Plan International Australia’s Director of Programs Dave Husy is the former country director for South Sudan and was in South Sudan on its Independence Day in 2011. He is available for media comment to explain how the situation has deteriorated - via Jane Gardner 03 9672 3691/ 0438 130 905/ email@example.com
Children’s rights organisation Plan International Australia is fearful for girls in South Sudan, who face a new wave of sexual violence as conflict flares on the eve of the country’s five-year independence anniversary (July 9).
Considered one of the world’s most dangerous countries, hundreds of thousands of South Sudanese girls have already fled their homes, facing a life of extreme violence, starvation and hardship.
Plan International Australia’s national office is a leading Australian contributor to aid in South Sudan.
“This is one of the most horrific human rights situations in the world right now,” says Plan International’s Programs Director Dave Husy, who was Plan’s South Sudan Country Director in 2015.
“Our reports indicate the peace process is degrading, with an imminent collapse. Combatant groups have been scaling up their military capacity and all signs are the conflict is escalating again. The risk to girls is from gender-based violence, particularly the systematic use of rape as a weapon of war.”
Girls who become pregnant also face the challenge of surviving childbirth, he says.
“A South Sudanese mother has a one in seven chance of dying in childbirth, compared to seven in 100,000 in Australia.
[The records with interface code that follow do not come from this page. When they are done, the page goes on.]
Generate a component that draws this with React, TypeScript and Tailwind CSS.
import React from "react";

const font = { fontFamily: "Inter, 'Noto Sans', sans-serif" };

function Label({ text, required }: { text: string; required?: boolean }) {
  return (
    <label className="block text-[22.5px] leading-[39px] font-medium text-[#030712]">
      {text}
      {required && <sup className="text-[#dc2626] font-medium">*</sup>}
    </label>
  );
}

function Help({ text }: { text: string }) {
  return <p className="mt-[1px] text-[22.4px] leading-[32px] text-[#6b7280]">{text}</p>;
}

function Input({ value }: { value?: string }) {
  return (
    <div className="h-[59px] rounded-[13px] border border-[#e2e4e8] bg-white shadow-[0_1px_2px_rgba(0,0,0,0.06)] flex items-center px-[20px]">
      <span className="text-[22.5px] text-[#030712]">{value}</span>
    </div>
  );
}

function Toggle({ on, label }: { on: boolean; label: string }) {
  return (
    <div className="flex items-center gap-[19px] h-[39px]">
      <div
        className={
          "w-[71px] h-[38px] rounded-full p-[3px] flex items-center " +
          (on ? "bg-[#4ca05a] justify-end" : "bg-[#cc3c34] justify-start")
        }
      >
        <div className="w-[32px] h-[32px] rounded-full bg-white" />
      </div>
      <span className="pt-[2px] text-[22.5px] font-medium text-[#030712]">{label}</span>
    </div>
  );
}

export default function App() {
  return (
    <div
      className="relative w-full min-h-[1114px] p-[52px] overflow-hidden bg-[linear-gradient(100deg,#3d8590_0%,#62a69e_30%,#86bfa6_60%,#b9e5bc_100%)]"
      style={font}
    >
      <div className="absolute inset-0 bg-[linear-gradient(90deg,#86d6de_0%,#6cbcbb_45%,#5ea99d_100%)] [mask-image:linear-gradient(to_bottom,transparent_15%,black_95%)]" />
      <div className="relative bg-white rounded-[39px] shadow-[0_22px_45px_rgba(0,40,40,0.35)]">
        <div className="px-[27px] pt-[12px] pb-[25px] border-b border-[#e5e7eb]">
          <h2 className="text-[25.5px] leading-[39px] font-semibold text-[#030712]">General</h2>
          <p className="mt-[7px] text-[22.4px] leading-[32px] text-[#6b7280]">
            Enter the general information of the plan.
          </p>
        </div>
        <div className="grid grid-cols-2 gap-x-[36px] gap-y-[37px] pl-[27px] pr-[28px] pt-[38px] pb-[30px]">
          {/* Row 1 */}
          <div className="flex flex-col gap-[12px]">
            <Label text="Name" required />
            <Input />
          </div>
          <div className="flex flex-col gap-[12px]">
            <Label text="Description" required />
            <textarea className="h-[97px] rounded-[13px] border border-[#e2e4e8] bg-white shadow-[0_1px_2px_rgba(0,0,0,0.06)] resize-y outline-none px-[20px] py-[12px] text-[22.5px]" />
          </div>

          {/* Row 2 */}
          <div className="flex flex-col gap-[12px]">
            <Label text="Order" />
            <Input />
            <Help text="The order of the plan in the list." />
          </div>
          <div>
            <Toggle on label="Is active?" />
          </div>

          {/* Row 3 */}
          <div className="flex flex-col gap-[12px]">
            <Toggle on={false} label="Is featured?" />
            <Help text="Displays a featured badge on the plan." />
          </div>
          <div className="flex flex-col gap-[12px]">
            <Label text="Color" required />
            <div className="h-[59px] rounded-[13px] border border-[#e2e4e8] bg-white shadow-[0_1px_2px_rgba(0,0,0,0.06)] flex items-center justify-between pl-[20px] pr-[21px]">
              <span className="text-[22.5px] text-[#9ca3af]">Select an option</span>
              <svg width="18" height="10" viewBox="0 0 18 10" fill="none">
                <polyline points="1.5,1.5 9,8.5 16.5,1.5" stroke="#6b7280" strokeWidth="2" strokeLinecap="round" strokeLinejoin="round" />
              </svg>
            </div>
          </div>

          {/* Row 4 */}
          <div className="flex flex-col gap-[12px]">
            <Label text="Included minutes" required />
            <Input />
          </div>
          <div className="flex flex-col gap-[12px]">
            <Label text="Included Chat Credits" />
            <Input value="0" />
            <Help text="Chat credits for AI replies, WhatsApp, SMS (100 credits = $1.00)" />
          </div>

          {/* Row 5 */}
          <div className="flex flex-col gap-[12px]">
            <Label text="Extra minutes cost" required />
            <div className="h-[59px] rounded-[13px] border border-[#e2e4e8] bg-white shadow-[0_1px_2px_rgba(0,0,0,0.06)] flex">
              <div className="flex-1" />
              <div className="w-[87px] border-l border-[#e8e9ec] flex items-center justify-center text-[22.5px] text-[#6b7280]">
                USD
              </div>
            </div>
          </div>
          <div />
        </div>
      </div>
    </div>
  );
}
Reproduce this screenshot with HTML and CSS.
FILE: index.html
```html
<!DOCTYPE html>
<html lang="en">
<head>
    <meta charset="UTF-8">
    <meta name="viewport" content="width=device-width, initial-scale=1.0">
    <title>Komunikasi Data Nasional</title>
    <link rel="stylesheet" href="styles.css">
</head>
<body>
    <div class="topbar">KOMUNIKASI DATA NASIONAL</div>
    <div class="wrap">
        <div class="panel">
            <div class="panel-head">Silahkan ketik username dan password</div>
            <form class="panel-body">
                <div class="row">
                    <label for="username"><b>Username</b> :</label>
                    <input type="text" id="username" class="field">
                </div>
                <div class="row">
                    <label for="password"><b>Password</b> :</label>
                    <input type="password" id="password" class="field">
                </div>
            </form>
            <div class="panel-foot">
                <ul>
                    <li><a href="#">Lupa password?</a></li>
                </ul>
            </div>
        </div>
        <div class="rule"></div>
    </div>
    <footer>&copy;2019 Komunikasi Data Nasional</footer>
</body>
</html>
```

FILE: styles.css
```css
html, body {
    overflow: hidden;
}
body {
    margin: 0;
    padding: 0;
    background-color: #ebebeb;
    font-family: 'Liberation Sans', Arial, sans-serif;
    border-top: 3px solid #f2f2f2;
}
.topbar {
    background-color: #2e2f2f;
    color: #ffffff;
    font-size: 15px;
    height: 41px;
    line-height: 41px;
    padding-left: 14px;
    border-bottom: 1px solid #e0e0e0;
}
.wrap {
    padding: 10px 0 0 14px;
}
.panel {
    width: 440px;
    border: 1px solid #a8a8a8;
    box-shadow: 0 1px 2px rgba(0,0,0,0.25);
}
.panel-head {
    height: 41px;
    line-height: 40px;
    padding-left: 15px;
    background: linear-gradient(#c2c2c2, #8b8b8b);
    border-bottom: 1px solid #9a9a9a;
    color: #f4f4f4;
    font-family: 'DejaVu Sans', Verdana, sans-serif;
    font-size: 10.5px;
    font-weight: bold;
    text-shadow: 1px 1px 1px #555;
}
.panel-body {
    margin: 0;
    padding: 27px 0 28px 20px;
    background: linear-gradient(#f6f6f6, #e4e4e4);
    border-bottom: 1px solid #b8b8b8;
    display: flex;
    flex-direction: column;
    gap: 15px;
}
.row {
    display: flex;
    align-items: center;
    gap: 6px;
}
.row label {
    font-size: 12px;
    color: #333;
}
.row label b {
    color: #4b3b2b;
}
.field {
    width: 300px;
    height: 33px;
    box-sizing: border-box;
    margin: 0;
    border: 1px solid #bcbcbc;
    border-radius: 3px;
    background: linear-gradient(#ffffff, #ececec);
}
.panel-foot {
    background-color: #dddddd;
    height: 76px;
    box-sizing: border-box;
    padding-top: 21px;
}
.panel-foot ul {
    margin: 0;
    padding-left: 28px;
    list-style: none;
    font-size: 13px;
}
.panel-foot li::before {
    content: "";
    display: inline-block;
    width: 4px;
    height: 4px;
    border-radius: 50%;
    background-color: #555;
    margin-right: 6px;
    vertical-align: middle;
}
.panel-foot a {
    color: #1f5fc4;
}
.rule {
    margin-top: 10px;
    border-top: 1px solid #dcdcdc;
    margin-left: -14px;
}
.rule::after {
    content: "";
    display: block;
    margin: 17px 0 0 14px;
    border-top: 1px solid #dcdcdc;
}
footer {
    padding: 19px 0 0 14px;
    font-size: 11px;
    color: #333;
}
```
There is one midwife per 40,000 and almost every woman gives birth at home.”
Mr Husy, who was in South Sudan for its independence celebrations in 2011, says the degradation of the situation is ‘enormously disappointing’.
“We were hopeful. The country was emerging out of long conflict and there was a sense of independence and freedom from oppression for the South Sudanese population. Now, the unity has fallen apart and we are seeing even more division than before.
“It’s really difficult to see a future for South Sudan’s children unless there is a serious international intervention to break the cycle of revenge in this ethnic-based conflict. It’s a very fragile situation and more UN intervention needed to get it under control.”
Plan International is working in South Sudan to provide education and food to children directly affected by the conflict and ongoing drought. Its child-friendly safe spaces offer protection vulnerable children, particularly girls displaced by conflict.
- July 9 marks five years since the besieged country declared independence, conflict ramping up
- Since conflict reignited in 2013, 2.3 million have fled homes, half are children
- Girls face extreme sexual violence as a weapon of war as conflict reignites
- More than 15,000 children have been recruited to militia and 10,000 children now missing
- Post-traumatic stress disorder from years of exposure to horrific violence emerging a serious health problem, as parents are unable to care for their children.